An open life fund is one which continues to write new business and accept new customers. The fund can grow through new customers buying policies, or existing customers topping-up their policies.
A closed life fund is one that no longer accepts new business. It will continue to be managed for the existing policyholders and they can continue to top-up their policies (which means the fund can continue to grow in value).
The parties’ activities overlap in the operation of closed life funds.
In its recent decision on the completed acquisition by Britannic Assurance plc of Allianz Cornhill Insurance plc's life operations (see [note 1]) the OFT considered two possible approaches to the relevant product scope in this sector (see [note 2]).
On the one hand, it might be relevant to treat open and closed life funds as forming part of the same product scope, on the basis that the availability of competitively priced policies offered by open life funds may constrain the conduct of operators of closed life funds. Alternatively, if switching or termination costs for policy holders in closed life funds are high, each closed life fund could be in a separate frame of reference.
The parties consider that in deciding the relevant frame of reference, it is necessary to take account of the nature of the policy contracts comprised in the relevant funds. The parties submit that the funds operated by them substantially comprise (i) policies capable of being surrendered or transferred for value, and (ii) protection policies subject to competition from open life fund operators, and therefore, switching opportunities indicate that they compete with open life fund operators.
Third party views on switching were mixed, with many considering that the level of switching depended on the type of policy. Most third parties were of the view that switching did generally occur and that this depended on whether the customer was able to find a better policy or their circumstances had changed.
This possibility of switching between closed and open life funds may suggest that the relevant product scope should include both types of funds. However, given that no competition concerns arise on any definition, it is not necessary to reach a firm conclusion on the product scope here.
Insurers from abroad would need to gain regulatory clearance from the Financial Services Authority to operate in the UK. Previous cases involving the insurance sector considered the UK as the relevant geographic frame of reference, and the OFT has found no evidence in this case to suggest that a substantial number of individuals look beyond the UK for life assurance suppliers. Therefore the relevant geographic scope is considered to be the UK.
If closed life funds do not compete with each other, then the combination of the parties' closed life funds raises no competition concerns.
If each closed life fund competes with all open life funds, then the parties’ combined share of supply of long term insurance will be less than five per cent (see [note 3]) and consequently, no competition concerns arise.
Britannic has positioned itself as a ‘consolidator’ in the closed life fund sector and Resolution was formed for the purpose of buying and running closed life funds.

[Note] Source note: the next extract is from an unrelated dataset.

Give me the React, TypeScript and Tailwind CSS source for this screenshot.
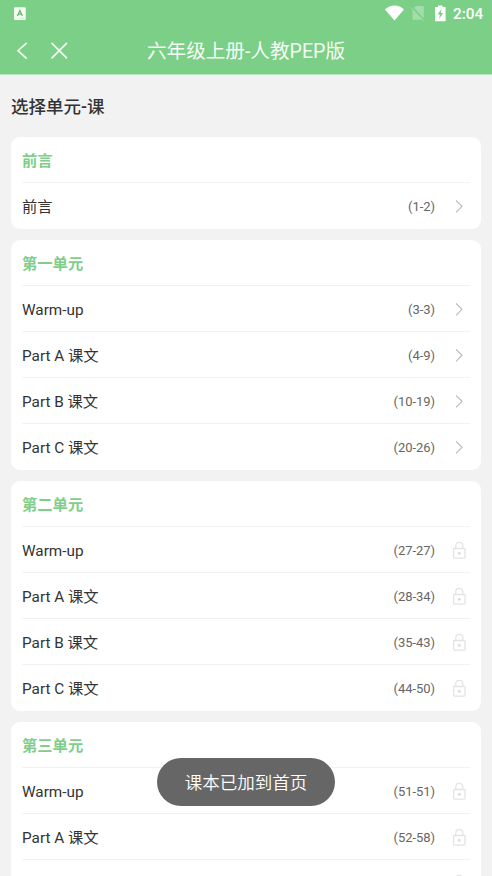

In light of this, the parties might be regarded as competitors in the acquisition of closed life funds. However, the parties’ combined share of supply of closed life funds will be around [15-25] per cent (see [note 4]) and third parties have indicated that Britannic and Resolution have not always bid for the same funds. Third parties also noted that a number of other buyers of closed life funds, of various sizes, will remain.
There is no evidence that this transaction raises any vertical issues.
THIRD PARTY VIEWS
None of the third parties contacted raised concerns about this transaction.
The parties to this transaction overlap in the operation of closed life funds. However, given the nature of such funds and the fact that no new business is accepted into them, the parties are not considered to be actual or material potential competitors. Even if the relevant frame of reference is widened to include open life funds, the merged entity’s share of supply is so small as to raise no competition concerns. Both parties have acquired closed life funds in the past but their combined share of supply of closed life funds is low, and third parties have indicated that a number of other buyers will remain post-merger.
Consequently, the OFT does not believe that it is or may be the case that the merger may be expected to result in a substantial lessening of competition within a market or markets in the United Kingdom.
This merger will therefore not be referred to the Competition Commission under section 33(1) of the Act.
- 6 May 2005.
- The exact product scope was left open in the Britannic-Allianz case since the transaction did not raise competition concerns on either definition.
- The parties provided estimates of shares of supply on the three measures used to describe the supply of life assurance in the UK: assets, premium income and new business Annual Premium Equivalent.
- On the basis of assets under management in closed life funds.